10. The method of claim 1, wherein the via is formed by etching including Reactive Ion etching and laser ablation.

11. The method of claim 1, wherein the metallization layer is formed of metals selected from: titanium, chrome, gold, platinum, iridium or their combination that can be evaporated, sputtered or electroplated.

12. The method of claim 1 wherein the metallization layer is patterned by photolithographically defining selective areas and removing the metallization layer in exposed areas.

13. The method of claim 1, wherein the said second polymer layer is selected from: parylene C, polyimide, and silicone.

14. The method of claim 1, wherein the secondary metallization layer is selected from: metals including, aluminum, copper, titanium, chrome, gold, silver, iridium or their combination that can be evaporated, sputtered or electroplated.

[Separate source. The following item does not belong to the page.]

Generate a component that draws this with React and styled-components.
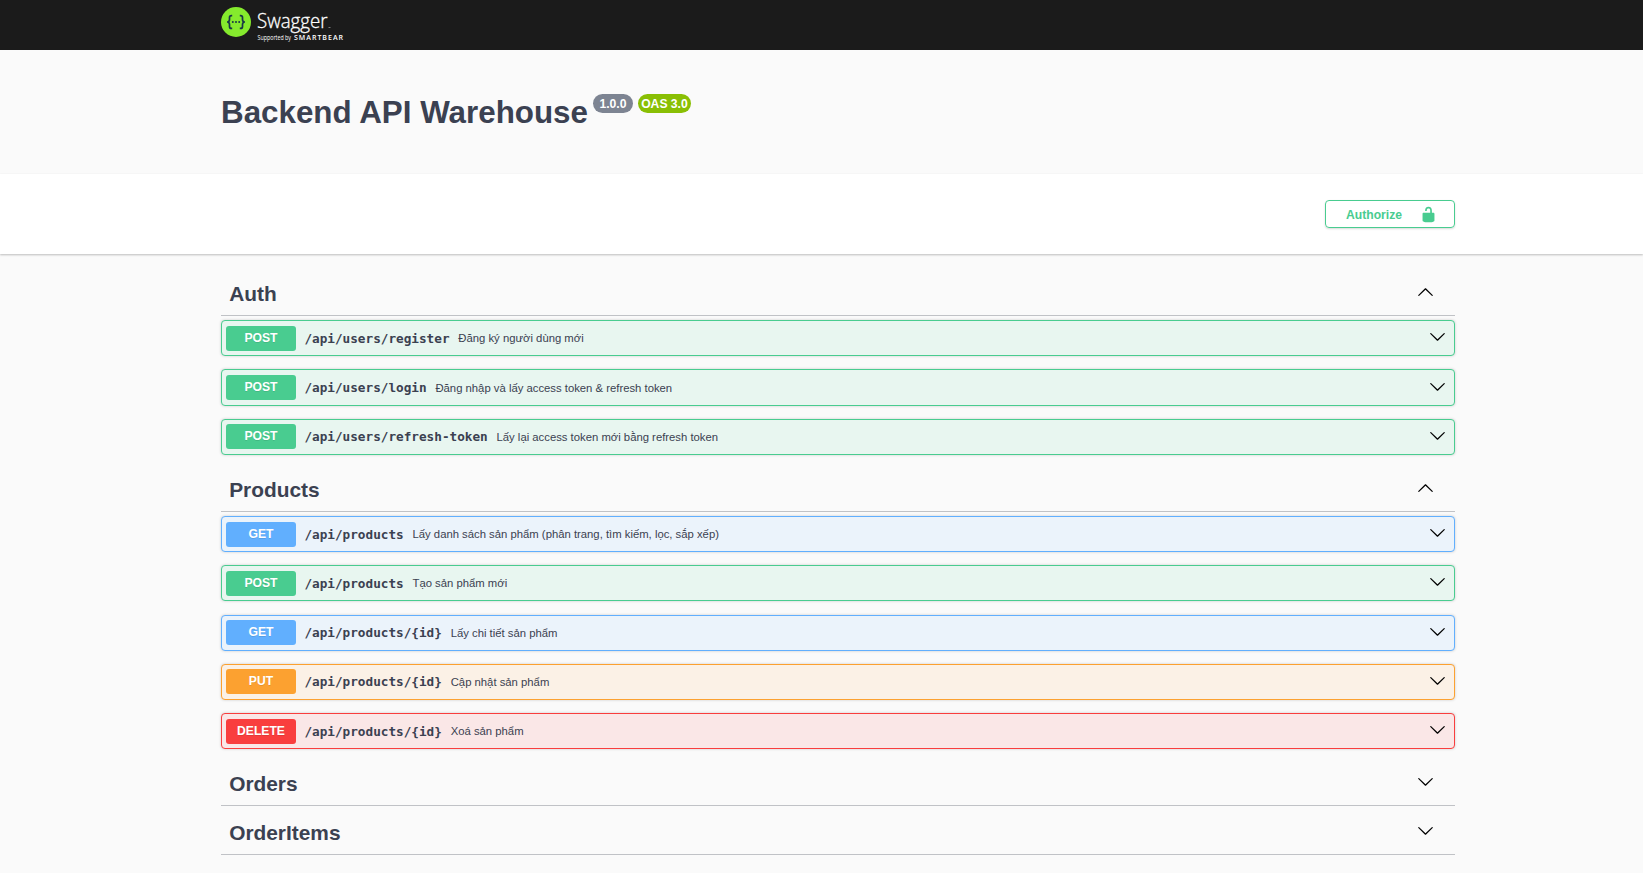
import React from "react";
import styled, { createGlobalStyle } from "styled-components";

const GlobalStyle = createGlobalStyle`
  body {
    margin: 0;
    background: #fafafa;
    color: #3b4151;
    font-family: "Liberation Sans", Arial, sans-serif;
  }
  *, *::before, *::after { box-sizing: border-box; }
`;

const METHODS = {
  POST: { main: "#49cc90", fill: "#e8f6f0" },
  GET: { main: "#61affe", fill: "#ebf3fb" },
  PUT: { main: "#fca130", fill: "#fbf1e6" },
  DELETE: { main: "#f93e3e", fill: "#fae7e7" },
};

const SECTIONS = [
  {
    name: "Auth",
    open: true,
    operations: [
      ["POST", "/api/users/register", "Đăng ký người dùng mới"],
      ["POST", "/api/users/login", "Đăng nhập và lấy access token & refresh token"],
      ["POST", "/api/users/refresh-token", "Lấy lại access token mới bằng refresh token"],
    ],
  },
  {
    name: "Products",
    open: true,
    operations: [
      ["GET", "/api/products", "Lấy danh sách sản phẩm (phân trang, tìm kiếm, lọc, sắp xếp)"],
      ["POST", "/api/products", "Tạo sản phẩm mới"],
      ["GET", "/api/products/{id}", "Lấy chi tiết sản phẩm"],
      ["PUT", "/api/products/{id}", "Cập nhật sản phẩm"],
      ["DELETE", "/api/products/{id}", "Xoá sản phẩm"],
    ],
  },
  { name: "Orders", open: false, operations: [] },
  { name: "OrderItems", open: false, operations: [] },
];

const Page = styled.div`
  width: 100%;
  height: 873px;
  overflow: hidden;
`;

const Wrapper = styled.div`
  width: 1234px;
  margin-left: 221px;
`;

const Topbar = styled.header`
  height: 50px;
  background: #1b1b1b;
`;

const Logo = styled.svg`
  display: block;
  width: 130px;
  height: 50px;
`;

const Info = styled.section`
  height: 124px;
  padding-top: 43.5px;
`;

const TitleRow = styled(Wrapper)`
  display: flex;
  align-items: flex-start;
`;

const Title = styled.h2`
  margin: 0 5.5px 0 0;
  font-size: 31.35px;
  line-height: 37px;
  font-weight: 700;
  white-space: nowrap;
`;

const Pill = styled.span`
  height: 19px;
  width: ${(p) => p.$width}px;
  margin-right: 5px;
  margin-top: 0.5px;
  padding: 1px 1px 0 0;
  border-radius: 10px;
  background: ${(p) => p.$color};
  color: #fff;
  font-size: 12.17px;
  font-weight: 700;
  line-height: 19px;
  text-align: center;
  white-space: nowrap;
`;

const Scheme = styled.section`
  height: 80px;
  padding-top: 26px;
  background: #fff;
  box-shadow: 0 1px 2px rgba(0, 0, 0, 0.25);
`;

const SchemeRow = styled(Wrapper)`
  display: flex;
  justify-content: flex-end;
`;

const AuthorizeButton = styled.button`
  display: flex;
  align-items: center;
  justify-content: space-between;
  width: 130px;
  height: 28px;
  padding: 1px 17px 0 20px;
  border: 1px solid #49cc90;
  border-radius: 4px;
  background: transparent;
  box-shadow: 0 1px 2px rgba(0, 0, 0, 0.15);
  color: #49cc90;
  font: 700 12.17px "Liberation Sans", Arial, sans-serif;
`;

const Sections = styled(Wrapper)`
  padding-top: 17.22px;
`;

const Section = styled.section`
  padding-bottom: ${(p) => (p.$open ? 12.2 : 0)}px;
`;

const SectionHeader = styled.div`
  display: flex;
  align-items: center;
  justify-content: space-between;
  height: 44.65px;
  margin-bottom: 4.35px;
  padding: 0 21px 0 8.2px;
  border-bottom: 1px solid rgba(59, 65, 81, 0.3);
`;

const SectionName = styled.h3`
  margin: 0;
  padding-top: 2px;
  font-size: 20.86px;
  line-height: 24px;
  font-weight: 700;
`;

const Operations = styled.div`
  display: flex;
  flex-direction: column;
  gap: 13.05px;
`;

const Operation = styled.div`
  display: flex;
  align-items: center;
  height: 36.2px;
  padding: 0 8.5px 0 4px;
  border: 1px solid ${(p) => METHODS[p.$method].main};
  border-radius: 4px;
  background: ${(p) => METHODS[p.$method].fill};
  box-shadow: 0 0 3px rgba(0, 0, 0, 0.19);
`;

const Method = styled.span`
  width: 70px;
  height: 25px;
  border-radius: 3px;
  background: ${(p) => METHODS[p.$method].main};
  color: #fff;
  font-size: 12.17px;
  font-weight: 700;
  line-height: 24px;
  text-align: center;
  text-shadow: 0 1px 0 rgba(0, 0, 0, 0.1);
`;

const Path = styled.span`
  margin-left: 8.4px;
  font-family: "DejaVu Sans Mono", monospace;
  font-size: 12.7px;
  font-weight: 700;
  white-space: nowrap;
`;

const Summary = styled.span`
  flex: 1;
  margin-left: 8.8px;
  font-size: 11.3px;
  white-space: nowrap;
`;

const ArrowIcon = styled.svg`
  display: block;
  width: 17px;
  height: 17px;
  margin-bottom: ${(p) => (p.$up ? 1 : 3)}px;
  transform: ${(p) => (p.$up ? "rotate(180deg)" : "none")};
`;

function Arrow({ up }) {
  return (
    <ArrowIcon viewBox="0 0 20 20" $up={up}>
      <path d="M17.418 6.109c.272-.268.709-.268.979 0s.271.701 0 .969l-7.908 7.83c-.27.268-.707.268-.979 0l-7.908-7.83c-.27-.268-.27-.701 0-.969s.709-.268.979 0L10 13.25z" />
    </ArrowIcon>
  );
}

function SwaggerLogo() {
  return (
    <Logo viewBox="221 0 130 50">
      <circle cx="236" cy="22" r="15" fill="#85ea2d" />
      <g fill="none" stroke="#173647" strokeWidth="1.7">
        <path d="M232.2 15.6h-.8q-1.9 0-1.9 2v1.9q0 2.5-2.4 2.5 2.4 0 2.4 2.5v1.9q0 2 1.9 2h.8" />
        <path d="M239.8 15.6h.8q1.9 0 1.9 2v1.9q0 2.5 2.4 2.5-2.4 0-2.4 2.5v1.9q0 2-1.9 2h-.8" />
      </g>
      <g fill="#173647">
        <circle cx="232.8" cy="22" r="1" />
        <circle cx="236" cy="22" r="1" />
        <circle cx="239.2" cy="22" r="1" />
      </g>
      <g fill="#fff" fontFamily='"Open Sans", sans-serif'>
        <text x="257" y="28.3" fontSize="19.5" fontWeight="300" stroke="#fff" strokeWidth=".3" textLength="70.5" lengthAdjust="spacingAndGlyphs">Swagger</text>
        <text x="257.5" y="40.3" fontSize="6.2" textLength="33.5" lengthAdjust="spacingAndGlyphs">Supported by</text>
        <text x="294" y="40.3" fontSize="7" fontWeight="600" textLength="49">SMARTBEAR</text>
      </g>
      <path d="M328.5 27.5h2" stroke="#fff" strokeWidth=".7" opacity=".6" />
    </Logo>
  );
}

function Unlocked() {
  return (
    <svg width="17" height="17" viewBox="0 0 20 20" fill="#49cc90">
      <path d="M15.8 8H14V5.6C14 2.703 12.665 1 10 1 7.334 1 6 2.703 6 5.6V6h2v-.801C8 3.754 8.797 3 10 3c1.203 0 2 .754 2 2.199V8H4c-.553 0-1 .646-1 1.199V17c0 .549.428 1.139.951 1.307l1.197.387C5.672 18.861 6.55 19 7.1 19h5.8c.549 0 1.428-.139 1.951-.307l1.196-.387c.524-.167.953-.757.953-1.306V9.199C17 8.646 16.352 8 15.8 8z" />
    </svg>
  );
}

export default function App() {
  return (
    <Page>
      <GlobalStyle />
      <Topbar>
        <Wrapper>
          <SwaggerLogo />
        </Wrapper>
      </Topbar>
      <Info>
        <TitleRow>
          <Title>Backend API Warehouse</Title>
          <Pill $color="#7d8492" $width={40}>1.0.0</Pill>
          <Pill $color="#89bf04" $width={53}>OAS 3.0</Pill>
        </TitleRow>
      </Info>
      <Scheme>
        <SchemeRow>
          <AuthorizeButton>
            Authorize
            <Unlocked />
          </AuthorizeButton>
        </SchemeRow>
      </Scheme>
      <Sections>
        {SECTIONS.map(({ name, open, operations }) => (
          <Section key={name} $open={open}>
            <SectionHeader>
              <SectionName>{name}</SectionName>
              <Arrow up={open} />
            </SectionHeader>
            <Operations>
              {operations.map(([method, path, summary]) => (
                <Operation key={method + path} $method={method}>
                  <Method $method={method}>{method}</Method>
                  <Path>{path}</Path>
                  <Summary>{summary}</Summary>
                  <Arrow />
                </Operation>
              ))}
            </Operations>
          </Section>
        ))}
      </Sections>
    </Page>
  );
}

15. The method of claim 1, wherein the third polymer layer includes parylene C.

16. The method of claim 2, wherein the backing substrate layer is selected from conductive including metal alloys, non-conductive, and insulating materials.

17. A flexible penetrating array for neuronal applications comprising:

an insulating layer;

a conductive layer formed on the insulating layer;

a flexible polymer substrate formed on the conductive layer, the polymer substrate including defined penetrating electrodes;

a first metallization layer formed on the polymer substrate;

a second flexible polymer layer formed on the first metallization layer;

a second metallization layer formed on the second polymer layer;

a third flexible polymer layer formed on the second metallization layer

wherein the third polymer layer is patterned to expose the second metallization layer that is integrated with the out of plane conductive layer and first metallization layer.

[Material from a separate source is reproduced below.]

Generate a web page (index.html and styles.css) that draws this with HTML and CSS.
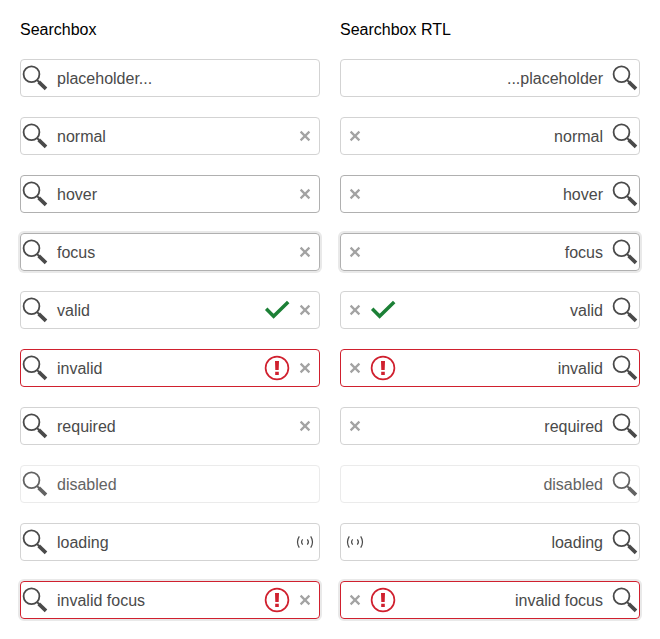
FILE: index.html
```html
<!DOCTYPE html>
<html lang="en">
<head>
<meta charset="utf-8">
<title>Searchbox</title>
<link rel="stylesheet" href="styles.css">
</head>
<body>
<svg class="defs" aria-hidden="true">
  <symbol id="search" viewBox="0 0 24 24"><circle cx="8.5" cy="8.3" r="7.9" fill="none" stroke="currentColor" stroke-width="1.8"/><path d="M14 14l2.4 2.4" stroke="currentColor" stroke-width="2"/><path d="M15.7 15.8L23 22.8" stroke="currentColor" stroke-width="3.7"/></symbol>
  <symbol id="clear" viewBox="0 0 24 24"><path d="M7.6 7.6l8.8 8.8M16.4 7.6l-8.8 8.8" fill="none" stroke="currentColor" stroke-width="2.2"/></symbol>
  <symbol id="valid" viewBox="0 0 24 24"><path d="M1.2 10.8L8.6 18.2L23.2 3.9" fill="none" stroke="currentColor" stroke-width="3.5"/></symbol>
  <symbol id="invalid" viewBox="0 0 24 24"><circle cx="12" cy="12" r="11.4" fill="none" stroke="currentColor" stroke-width="1.7"/><path d="M10 5h4l-.3 9h-3.4zM10.2 15.7h3.6v3.4h-3.6z" fill="currentColor"/></symbol>
  <symbol id="loading" viewBox="0 0 24 24"><path d="M6.3 6.4Q2.7 12 6.3 17.6M17.7 6.4Q21.3 12 17.7 17.6M9.7 9.4Q7.5 12 9.7 14.6M14.3 9.4Q16.5 12 14.3 14.6" fill="none" stroke="currentColor" stroke-width="1.2"/></symbol>
</svg>
<main class="page">
  <section class="column">
    <h2>Searchbox</h2>
    <div class="box"><svg class="icon"><use href="#search"/></svg><span class="text">placeholder...</span></div>
    <div class="box"><svg class="icon"><use href="#search"/></svg><span class="text">normal</span><svg class="icon clear"><use href="#clear"/></svg></div>
    <div class="box hover"><svg class="icon"><use href="#search"/></svg><span class="text">hover</span><svg class="icon clear"><use href="#clear"/></svg></div>
    <div class="box focus"><svg class="icon"><use href="#search"/></svg><span class="text">focus</span><svg class="icon clear"><use href="#clear"/></svg></div>
    <div class="box"><svg class="icon"><use href="#search"/></svg><span class="text">valid</span><svg class="icon ok"><use href="#valid"/></svg><svg class="icon clear"><use href="#clear"/></svg></div>
    <div class="box invalid"><svg class="icon"><use href="#search"/></svg><span class="text">invalid</span><svg class="icon error"><use href="#invalid"/></svg><svg class="icon clear"><use href="#clear"/></svg></div>
    <div class="box"><svg class="icon"><use href="#search"/></svg><span class="text">required</span><svg class="icon clear"><use href="#clear"/></svg></div>
    <div class="box disabled"><svg class="icon"><use href="#search"/></svg><span class="text">disabled</span></div>
    <div class="box"><svg class="icon"><use href="#search"/></svg><span class="text">loading</span><svg class="icon"><use href="#loading"/></svg></div>
    <div class="box focus invalid"><svg class="icon"><use href="#search"/></svg><span class="text">invalid focus</span><svg class="icon error"><use href="#invalid"/></svg><svg class="icon clear"><use href="#clear"/></svg></div>
  </section>
  <section class="column mirrored">
    <h2>Searchbox RTL</h2>
    <div class="box"><svg class="icon"><use href="#search"/></svg><span class="text">...placeholder</span></div>
    <div class="box"><svg class="icon"><use href="#search"/></svg><span class="text">normal</span><svg class="icon clear"><use href="#clear"/></svg></div>
    <div class="box hover"><svg class="icon"><use href="#search"/></svg><span class="text">hover</span><svg class="icon clear"><use href="#clear"/></svg></div>
    <div class="box focus"><svg class="icon"><use href="#search"/></svg><span class="text">focus</span><svg class="icon clear"><use href="#clear"/></svg></div>
    <div class="box"><svg class="icon"><use href="#search"/></svg><span class="text">valid</span><svg class="icon ok"><use href="#valid"/></svg><svg class="icon clear"><use href="#clear"/></svg></div>
    <div class="box invalid"><svg class="icon"><use href="#search"/></svg><span class="text">invalid</span><svg class="icon error"><use href="#invalid"/></svg><svg class="icon clear"><use href="#clear"/></svg></div>
    <div class="box"><svg class="icon"><use href="#search"/></svg><span class="text">required</span><svg class="icon clear"><use href="#clear"/></svg></div>
    <div class="box disabled"><svg class="icon"><use href="#search"/></svg><span class="text">disabled</span></div>
    <div class="box"><svg class="icon"><use href="#search"/></svg><span class="text">loading</span><svg class="icon"><use href="#loading"/></svg></div>
    <div class="box focus invalid"><svg class="icon"><use href="#search"/></svg><span class="text">invalid focus</span><svg class="icon error"><use href="#invalid"/></svg><svg class="icon clear"><use href="#clear"/></svg></div>
  </section>
</main>
</body>
</html>
```
FILE: styles.css
```css
* { box-sizing: border-box; }
body {
  margin: 0;
  background: #fff;
  color: #000;
  font: 16px/19px "Liberation Sans", Arial, sans-serif;
}
.defs { display: none; }
.page {
  display: grid;
  grid-template-columns: 300px 300px;
  gap: 20px;
  padding: 20px;
}
.column {
  display: flex;
  flex-direction: column;
  gap: 20px;
}
h2 {
  margin: 0;
  font-size: 16px;
  font-weight: 400;
  line-height: 19px;
}
.box {
  display: flex;
  align-items: center;
  gap: 4px;
  height: 38px;
  padding: 0 2px;
  border: 1px solid #d3d3d3;
  border-radius: 4px;
  color: #4a4a4a;
}
.mirrored .box { flex-direction: row-reverse; }
.text {
  flex: 1;
  margin: 0 6px;
}
.mirrored .text { text-align: right; }
.icon {
  flex: none;
  width: 24px;
  height: 24px;
  overflow: visible;
}
.icon use, symbol { overflow: visible; }
.clear { color: #a3a3a3; }
.ok { color: #1c8036; }
.error { color: #d0202e; }
.hover { border-color: #b0b0b0; }
.focus {
  border-color: #b0b0b0;
  box-shadow: 0 0 0 2px #e9e9e9;
}
.invalid { border-color: #d0202e; }
.disabled {
  border-color: #ebebeb;
  color: #636363;
}
```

18. The flexible penetrating array of claim 17 including a via formed in the second and third polymer layers exposing the first metallization layer.

19. The flexible penetrating array of claim 18 including a micro electronic device integrated at the via to the first metallization layer.

20. The flexible penetrating array of claim 17 wherein the first, second and third polymer layers are formed of parylene.